The arguments against the need for URL shorteners tend to fall into the same category as people who argue against the usefulness of Twitter; they don't like it because they don't get it. The only way you are going to understand it is to use it until something finally clicks that makes you think “wow, that’s actually useful.”

How many times have you heard people criticize Twitter by saying “Why would I want to read about the minutiae of someone's boring life?” Well, obviously you wouldn't –no one does. People who tweet about going to the grocery store and looking forward to the weekend don't have tens of thousands of followers. Likewise, spammers and marketers clumsily trying to drive people to their web sites may make up a sizeable percentage of people using URL shorteners, but they are not the innovators driving its popularity, they are simply the parasites trying to take advantage of a powerful idea.

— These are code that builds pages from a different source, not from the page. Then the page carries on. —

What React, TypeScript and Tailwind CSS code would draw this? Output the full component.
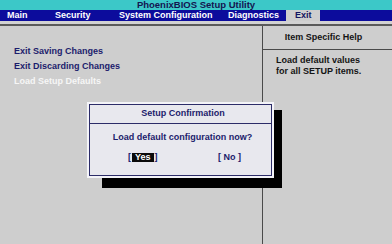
import React from "react";

const F = { fontFamily: '"Liberation Sans", Arial, sans-serif' };

export default function App() {
  return (
    <div
      className="relative w-[392px] h-[244px] overflow-hidden bg-[#cecece] font-bold text-[9px]"
      style={F}
    >
      {/* Title bar */}
      <div className="h-[10px] bg-[#3cc8c8] text-[#141450] text-center leading-[9px] text-[9.5px]">
        PhoenixBIOS Setup Utility
      </div>
      {/* Menu bar */}
      <div className="h-[11px] bg-[#0c0c9c] flex pl-[7px] text-white text-[9px] leading-[11px]">
        <div className="w-[48px]">Main</div>
        <div className="w-[64px]">Security</div>
        <div className="w-[109px]">System Configuration</div>
        <div className="w-[58px]">Diagnostics</div>
        <div className="w-[34px] pl-[9px] bg-[#cecece] text-[#141460]">Exit</div>
      </div>
      {/* Gap under menu */}
      <div className="h-[3px] bg-[#d2d2d2]" />
      <div className="h-[2px] bg-[#5a5a5a]" />
      {/* Body */}
      <div className="flex h-[218px]">
        <div className="w-[262px] pt-[18px] pl-[14px] leading-[15px] text-[#1c1c6c]">
          <div>Exit Saving Changes</div>
          <div>Exit Discarding Changes</div>
          <div className="text-[#f6f6f6]">Load Setup Defaults</div>
        </div>
        <div className="w-[1px] bg-[#4a4a4a]" />
        <div className="flex-1 flex flex-col text-[#141414]">
          <div className="h-[24px] border-b border-[#4a4a4a] text-center pr-[8px] leading-[23px]">
            Item Specific Help
          </div>
          <div className="pl-[13px] pt-[5px] leading-[10.5px]">
            <div>Load default values</div>
            <div>for all SETUP items.</div>
          </div>
        </div>
      </div>

      {/* Dialog shadow */}
      <div className="absolute left-[102px] top-[110px] w-[180px] h-[78px] bg-black" />
      {/* Dialog */}
      <div className="absolute left-[87px] top-[102px] w-[187px] h-[76px] bg-[#f4f4f8] p-[2px]">
        <div className="h-full border border-[#2c2c68] bg-[#e8e8ee] text-[#1c1c6c] flex flex-col">
          <div className="h-[19px] leading-[17px] text-center pl-[5px] border-b border-[#2c2c68]">
            Setup Confirmation
          </div>
          <div className="pt-[6px] leading-[15px] text-center pl-[4px]">
            Load default configuration now?
          </div>
          <div className="mt-[5px] flex leading-[15px]">
            <div className="ml-[38px] w-[90px] flex items-center">
              <span>[</span>
              <span className="bg-[#0a0a0a] text-white px-[3px] leading-[9px] h-[9px] mx-[1px]">Yes</span>
              <span>]</span>
            </div>
            <div className="whitespace-pre">[ No ]</div>
          </div>
        </div>
      </div>
    </div>
  );
}
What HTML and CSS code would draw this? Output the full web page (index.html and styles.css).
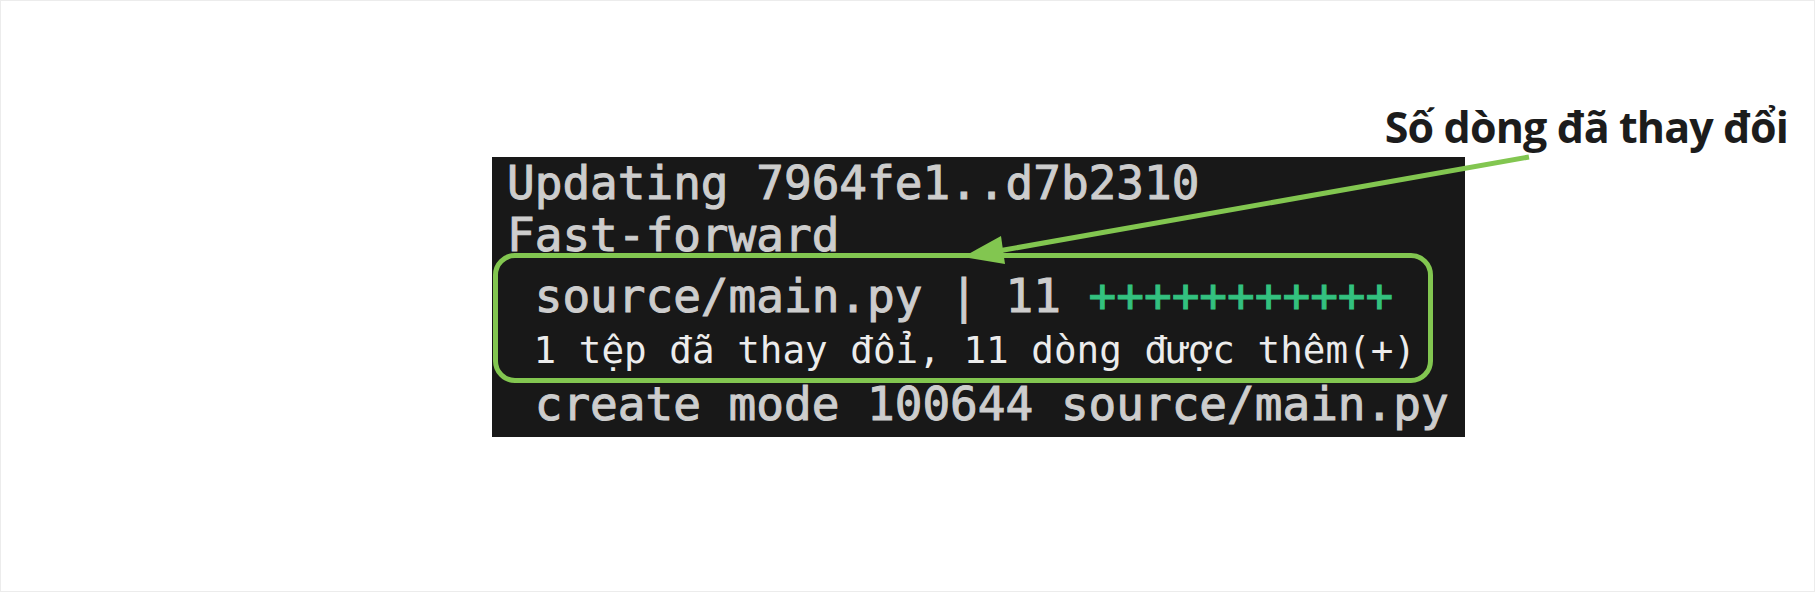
FILE: index.html
```html
<!DOCTYPE html>
<html lang="vi">
<head>
<meta charset="utf-8">
<title>git pull</title>
<link rel="stylesheet" href="styles.css">
</head>
<body>
<div class="page">
  <div class="label">S&#x1ED1; dòng &#x111;ã thay &#x111;&#x1ED5;i</div>
  <div class="terminal">
    <div class="line l1">Updating 7964fe1..d7b2310</div>
    <div class="line l2">Fast-forward</div>
    <div class="highlight">
      <div class="line l3"> source/main.py | 11 <span class="plus">+++++++++++</span></div>
      <div class="line l4"> 1 t&#x1EC7;p &#x111;ã thay &#x111;&#x1ED5;i, 11 dòng &#x111;&#x1B0;&#x1EE3;c thêm(+)</div>
    </div>
    <div class="line l5"> create mode 100644 source/main.py</div>
  </div>
  <svg class="arrow" width="1815" height="592" viewBox="0 0 1815 592" aria-hidden="true">
    <line x1="1528" y1="156" x2="1000" y2="249.5" stroke="#82c650" stroke-width="5" stroke-linecap="butt"/>
    <polygon points="962,256 1000,235 1004,263" fill="#82c650"/>
  </svg>
</div>
</body>
</html>
```

FILE: styles.css
```css
html, body {
  margin: 0;
  padding: 0;
  background: #ffffff;
}

.page {
  position: relative;
  box-sizing: border-box;
  width: 1815px;
  height: 592px;
  border: 1px solid #ececec;
  padding-top: 104px;
  display: flex;
  flex-direction: column;
}

.label {
  align-self: flex-end;
  margin-right: 26px;
  font-family: "Open Sans", "Noto Sans", sans-serif;
  font-weight: 700;
  font-size: 43px;
  line-height: 43px;
  letter-spacing: -0.9px;
  color: #1c1c1c;
  margin-bottom: 9px;
  white-space: nowrap;
}

.terminal {
  margin-left: 491px;
  width: 973px;
  height: 280px;
  box-sizing: border-box;
  background: #181818;
  padding-left: 15px;
  font-family: "DejaVu Sans Mono", "Liberation Mono", monospace;
  color: #cdcdcd;
  overflow: hidden;
}

.line {
  white-space: pre;
  font-size: 46px;
  line-height: 52px;
  font-weight: 400;
  -webkit-text-stroke: 1px currentColor;
}

.highlight {
  margin-left: -14px;
  width: 940px;
  box-sizing: border-box;
  border: 5px solid #82c650;
  border-radius: 22px;
  padding: 12px 0 6px 9px;
  margin-top: -8px;
}

.l4 {
  font-size: 37.6px;
  line-height: 44px;
  margin-top: 6px;
  padding-left: 4px;
  color: #ececec;
  -webkit-text-stroke: 0;
}

.l5 {
  line-height: 44px;
  margin-top: -1px;
}

.plus {
  color: #33c17f;
}

.arrow {
  position: absolute;
  left: 0;
  top: 0;
  pointer-events: none;
}
```
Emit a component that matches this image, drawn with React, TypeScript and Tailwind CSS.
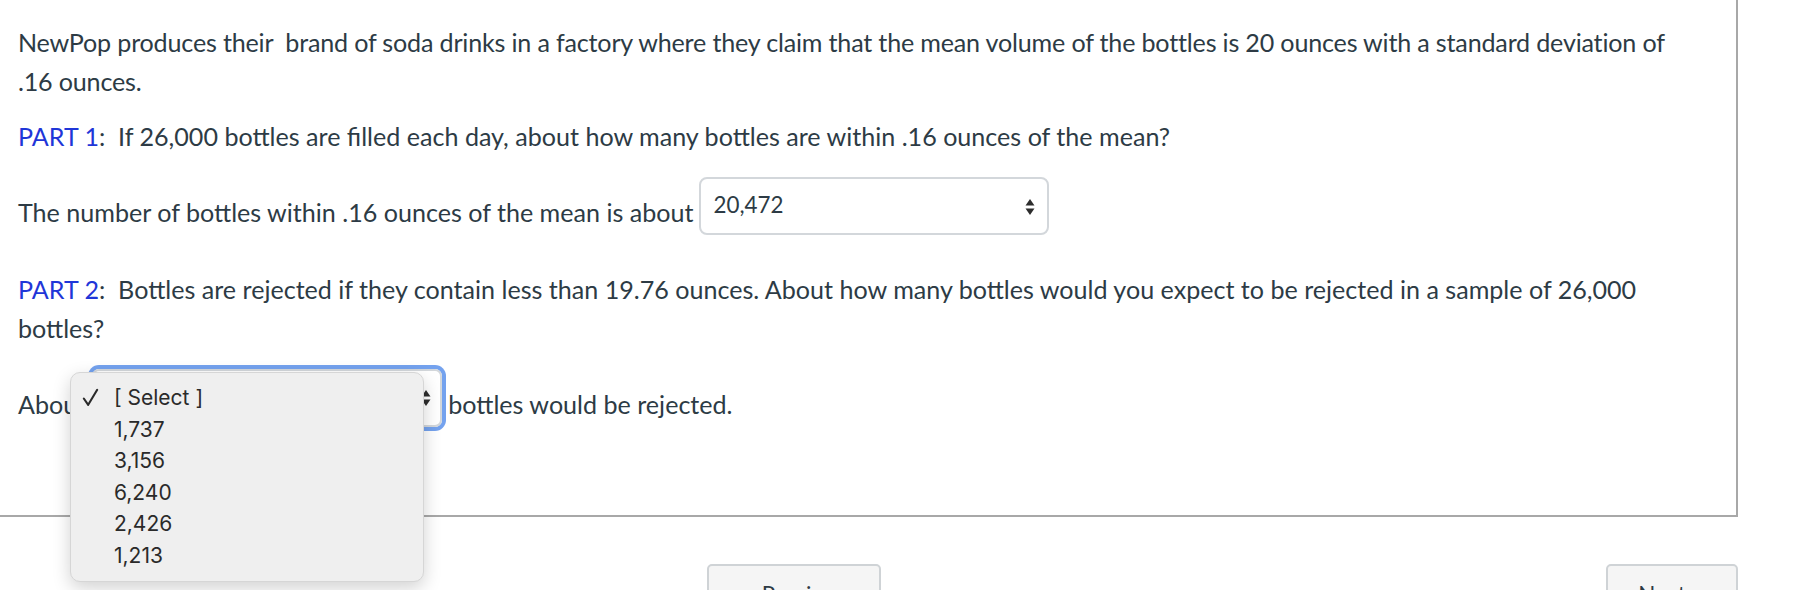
import React from "react";

function Arrows() {
  return (
    <svg width="10" height="18" viewBox="0 0 10 18" className="shrink-0">
      <path d="M5 1 L9.5 7.5 L0.5 7.5 Z" fill="#2d2d2d" />
      <path d="M5 17 L9.5 10.5 L0.5 10.5 Z" fill="#2d2d2d" />
    </svg>
  );
}

function Check() {
  return (
    <svg width="17" height="19" viewBox="0 0 17 19" className="ml-[11px]">
      <path d="M1.8 10.5 L6.2 16.8 L15.2 1.8" fill="none" stroke="#2a2a2a" strokeWidth="2.1" strokeLinecap="round" strokeLinejoin="round" />
    </svg>
  );
}

const options = ["[ Select ]", "1,737", "3,156", "6,240", "2,426", "1,213"];

export default function App() {
  return (
    <div className="relative h-[590px] w-[1800px] overflow-hidden bg-white font-['Lato','Liberation_Sans',sans-serif] text-[25.1px] text-[#2d3b45]">
      {/* Question box, left and top edges sit off-screen */}
      <div className="h-[517px] w-[1738px] border-r-2 border-b-2 border-[#a8a8a8] pl-[18px] pt-[23px]">
        <p className="whitespace-nowrap leading-[39px] tracking-[-0.18px]">
          NewPop produces their&nbsp; brand of soda drinks in a factory where they claim that the mean volume of the bottles is 20 ounces with a standard deviation of
          <br />
          .16 ounces.
        </p>

        <p className="mt-[16px] whitespace-nowrap leading-[39px]">
          <span className="text-[#1f36d8]">PART 1</span>:&nbsp; If 26,000 bottles are filled each day, about how many bottles are within .16 ounces of the mean?
        </p>

        <div className="mt-[21px] flex items-start">
          <span className="mt-[16px] whitespace-nowrap leading-[39px]">The number of bottles within .16 ounces of the mean is about</span>
          <div className="ml-[6px] flex h-[58px] w-[350px] items-center justify-between rounded-[8px] border-2 border-[#d3d7db] pl-[12px] pr-[12px] pt-[1px] text-[22.4px]">
            <span className="mb-[4px]">20,472</span>
            <Arrows />
          </div>
        </div>

        <p className="mt-[35px] whitespace-nowrap leading-[39px]">
          <span className="text-[#1f36d8]">PART 2</span>:&nbsp; Bottles are rejected if they contain less than 19.76 ounces. About how many bottles would you expect to be rejected in a sample of 26,000
          <br />
          bottles?
        </p>

        <div className="mt-[21px] flex items-start">
          <span className="mt-[16px] whitespace-nowrap leading-[39px]">About</span>
          <div className="ml-[6px] flex h-[58px] w-[350px] items-center justify-end rounded-[7px] border-2 border-[#d3d7db] pr-[9px] shadow-[0_0_0_4px_#74a2ee]">
            <Arrows />
          </div>
          <span className="ml-[6px] mt-[16px] whitespace-nowrap leading-[39px]">bottles would be rejected.</span>
        </div>
      </div>

      {/* Navigation buttons */}
      <div className="mt-[47px] flex w-[1738px]">
        <button className="ml-[707px] flex h-[54px] w-[174px] items-start justify-center gap-[8px] rounded-[5px] border-2 border-[#cfd3d6] bg-[#f5f5f5] pt-[12px] text-[22.4px] text-[#2d3b45]">
          <span className="text-[16px] leading-[34px]">◀</span>
          <span>Previous</span>
        </button>
        <button className="ml-auto flex h-[54px] w-[132px] items-start justify-center gap-[8px] rounded-[5px] border-2 border-[#cfd3d6] bg-[#f5f5f5] pt-[12px] text-[22.4px] text-[#2d3b45]">
          <span>Next</span>
          <span className="text-[16px] leading-[34px]">▶</span>
        </button>
      </div>

      {/* Open native popup menu */}
      <div className="absolute left-[70px] top-[372px] w-[354px] rounded-[10px] border border-[#d6d6d6] bg-[#efefef] py-[9px] font-['Inter','Liberation_Sans',sans-serif] text-[21px] text-[#2a2a2a] shadow-[0_6px_18px_rgba(0,0,0,0.18)]">
        {options.map((o, i) => (
          <div key={o} className="flex h-[31.6px] items-center">
            <span className="flex w-[43px] items-center">{i === 0 ? <Check /> : null}</span>
            <span>{o}</span>
          </div>
        ))}
      </div>
    </div>
  );
}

By far the most popular use for shortened URLs is Twitter, but there are hundred of other legitimate uses, and probably thousands more waiting for clever users to invent them. When I was on my brewery tour I used tr.im to keep a Google map of our route handy, because I got sick of typing a long URL into smart phones and other peoples' computers. When my company ran a newspaper ad recently we used tr.im to create a short and sweet link to a brochure rather than expecting readers to type in the cumbersome, 100-character file path our web server creates.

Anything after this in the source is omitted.